32 It is not possible, on the evidence, to reach any definite conclusion as to the extent of the parties' respective financial contributions to the acquisition, conservation or improvement of property or as to their financial contribution to the welfare of the family. No relevant records were tendered. The plaintiff says that she threw out records of her income and expenditure including bank statements. There was not even an attempt to estimate how much the defendant paid to discharge the initial mortgage taken over the property, or how much he paid towards rates, utilities and insurance. Nor was there an attempt to estimate how much the plaintiff paid towards things such as groceries and other household items, or for expenses for the children.

33 As I have said, both parties were in employment and kept their money separate. Uncertain though the evidence is, it appears to me on balance the defendant’s financial contributions to the acquisition and improvement of the Woodgate Crescent property and his financial contributions to the family's welfare exceed those of the plaintiff. But I am unable to say by how much. It is also not possible to say what proportion of his or her income was spent by each party on the welfare of the family, or on the acquisition, conservation or improvement of the family home. Not only were there no records of expenditure, but there were no records of income, although there were some statements as to the level of income earned by the parties at different times.

34 Although the defendant was in skilled or semi-skilled employment and the plaintiff is a process worker, it does not appear that the defendant earned significantly more than did the plaintiff. I do not conclude that the defendant's financial contributions bore less heavily on him than did the plaintiff's on her because the defendant earned more. Nor do I conclude the reverse.

35 It is admitted that the plaintiff made greater non-financial contributions in the role of homemaker than did the defendant. Again, it is difficult to assess the disparity of their contributions in that respect. Nonetheless, her acknowledged role in doing the washing, the ironing and the cleaning and the majority of the cooking, and her role as primary caregiver to the children is to be given substantial weight. These contributions continued for over two decades.
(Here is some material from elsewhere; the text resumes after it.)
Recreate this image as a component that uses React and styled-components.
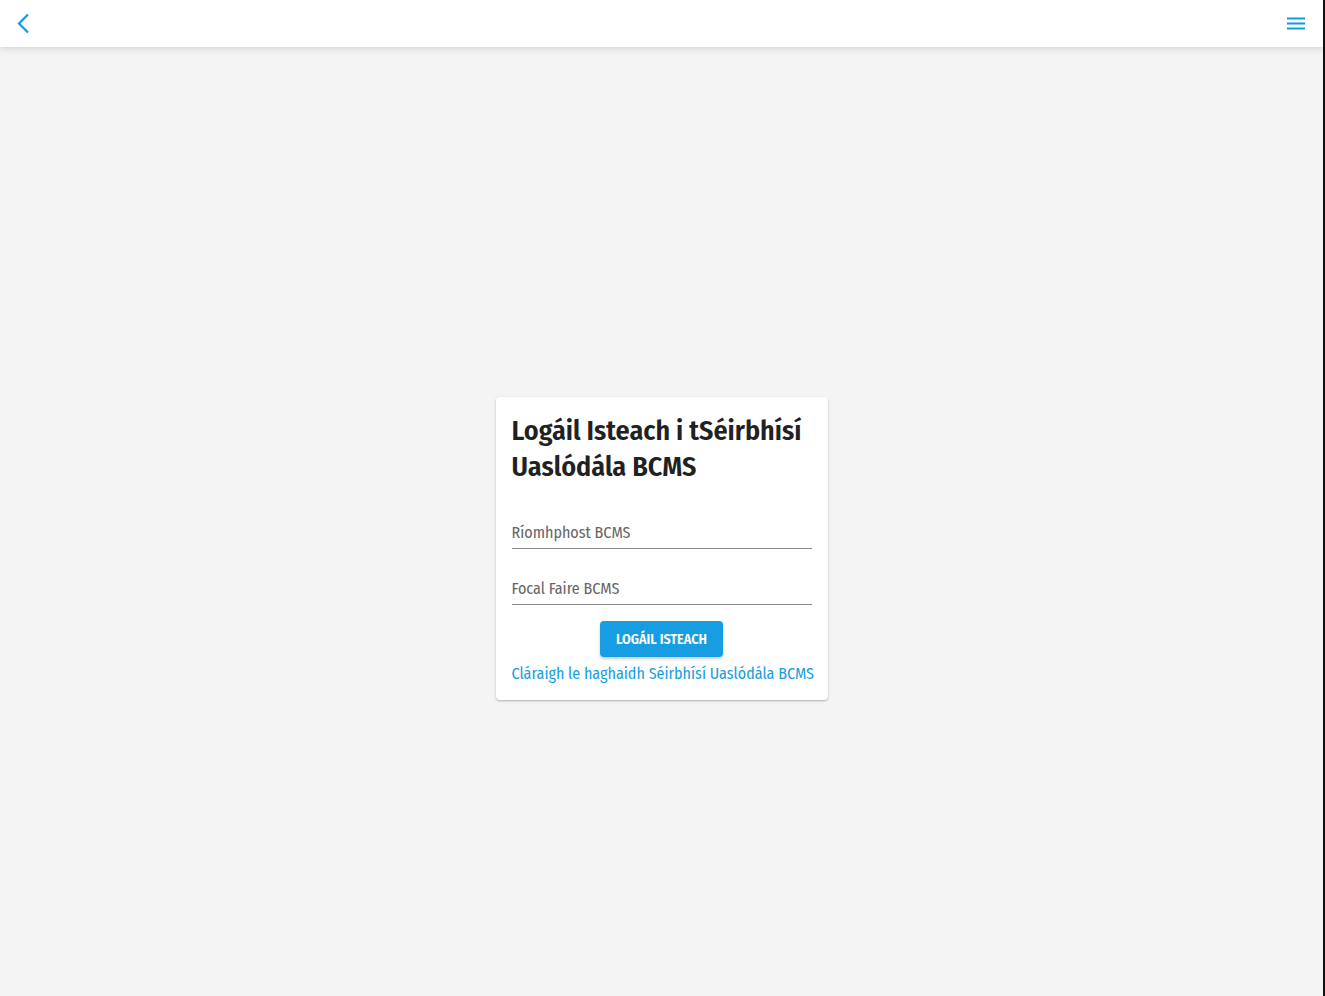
import React from 'react';
import styled, { createGlobalStyle } from 'styled-components';

const GlobalStyle = createGlobalStyle`
	html, body {
		margin: 0;
		padding: 0;
		background: #f4f4f4;
	}

	body {
		font-family: 'Fira Sans Condensed', 'Liberation Sans Narrow', 'Roboto Condensed', Roboto, sans-serif;
	}

	* {
		box-sizing: border-box;
	}
`;

const Page = styled.div`
	min-height: 996px;
	background: #f4f4f4;
	border-right: 2px solid #111;
	display: flex;
	flex-direction: column;
`;

const Header = styled.header`
	height: 47px;
	background: #fff;
	box-shadow: 0 2px 6px rgba(0, 0, 0, 0.12);
	display: flex;
	align-items: center;
	justify-content: space-between;
	padding: 0 18px 0 16px;
	position: relative;
	z-index: 1;
`;

const IconButton = styled.button`
	background: none;
	border: none;
	padding: 0;
	display: flex;
	align-items: center;
	justify-content: center;
	color: #139be0;
	cursor: pointer;
`;

const Main = styled.main`
	flex: 1;
	display: flex;
	justify-content: center;
	align-items: flex-start;
	padding-top: 350px;
`;

const Card = styled.div`
	width: 332px;
	background: #fff;
	border-radius: 4px;
	box-shadow: 0 1px 3px rgba(0, 0, 0, 0.2), 0 1px 1px rgba(0, 0, 0, 0.1);
	padding: 16px 16px 16px;
	display: flex;
	flex-direction: column;
`;

const Title = styled.h1`
	margin: 0;
	font-size: 28px;
	line-height: 36px;
	font-weight: 600;
	color: #212121;
`;

const Input = styled.input`
	display: block;
	width: 100%;
	margin-top: ${(p) => p.$gap}px;
	border: none;
	border-bottom: 1px solid #8a8a8a;
	background: transparent;
	padding: 0 0 6px;
	height: 27px;
	font-family: inherit;
	font-size: 16px;
	line-height: 20px;
	color: #212121;
	outline: none;

	&::placeholder {
		color: #666;
	}
`;

const Button = styled.button`
	align-self: center;
	margin-top: 16px;
	height: 36px;
	padding: 0 16px;
	background: #179de2;
	color: #fff;
	border: none;
	border-radius: 4px;
	font-family: inherit;
	font-size: 14px;
	font-weight: 600;
	text-transform: uppercase;
	box-shadow: 0 2px 3px rgba(0, 0, 0, 0.2);
	cursor: pointer;
`;

const RegisterLink = styled.a`
	display: block;
	margin-top: 7px;
	font-size: 16px;
	line-height: 20px;
	color: #179de2;
	text-decoration: none;
	white-space: nowrap;
`;

const App = () => {
	return (
		<>
			<GlobalStyle />
			<Page>
				<Header>
					<IconButton aria-label="back">
						<svg width="16" height="22" viewBox="0 0 16 22" fill="none">
							<polyline points="12,1.5 3,10.5 12,19.5" stroke="currentColor" strokeWidth="2.2" />
						</svg>
					</IconButton>
					<IconButton aria-label="menu">
						<svg width="18" height="14" viewBox="0 0 18 14" fill="currentColor">
							<rect x="0" y="0.5" width="18" height="2" />
							<rect x="0" y="5.5" width="18" height="2" />
							<rect x="0" y="10.5" width="18" height="2" />
						</svg>
					</IconButton>
				</Header>
				<Main>
					<Card>
						<Title>Logáil Isteach i tSéirbhísí Uaslódála BCMS</Title>
						<Input $gap={37} type="email" placeholder="Ríomhphost BCMS" />
						<Input $gap={29} type="password" placeholder="Focal Faire BCMS" />
						<Button>Logáil Isteach</Button>
						<RegisterLink href="#">Cláraigh le haghaidh Séirbhísí Uaslódála BCMS</RegisterLink>
					</Card>
				</Main>
			</Page>
		</>
	);
};

export default App;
36 In my view, the disparity in the plaintiff's favour between the parties’ non-financial contributions in their capacities as homemakers and parents under s 20(1)(b) is not matched by the disparity in the defendant's favour of contributions made under s 20(1)(a) to the acquisition, conservation and improvement of the property or the financial contributions under s 20(1)(b) to the welfare of the family.

37 The question then is how that conclusion should be reflected in an adjustive order under s 20. The parties’ personal expenditure from gambling and alcohol and their disparate superannuation entitlements are relevant to that question.

Expenditure on Gambling and Alcohol

38 I do not consider that the money lost by the plaintiff through gambling affects the assessment of the worth of the contributions she did make, which are to be taken into account under s 20(1)(a) and (b). The effect of her gambling was that she spent her own money so that it was not available to be applied to the family's needs. But that does not detract from the value of such contributions as she did make. The same is true of the defendant's expenditure on alcohol. As Gleeson CJ and McLelland CJ in Eq said in Evans v Marmont (1997) 42 NSWLR 70 (at 79):


          " Considerations of fault are not mentioned, even obliquely, anywhere in the Act. This is hardly surprising. Against the background of a no-fault system of dissolution of marriage, it is hardly likely that a parliament in Australia in 1984 would have intended questions of fault to govern property issues arising between de facto partners. "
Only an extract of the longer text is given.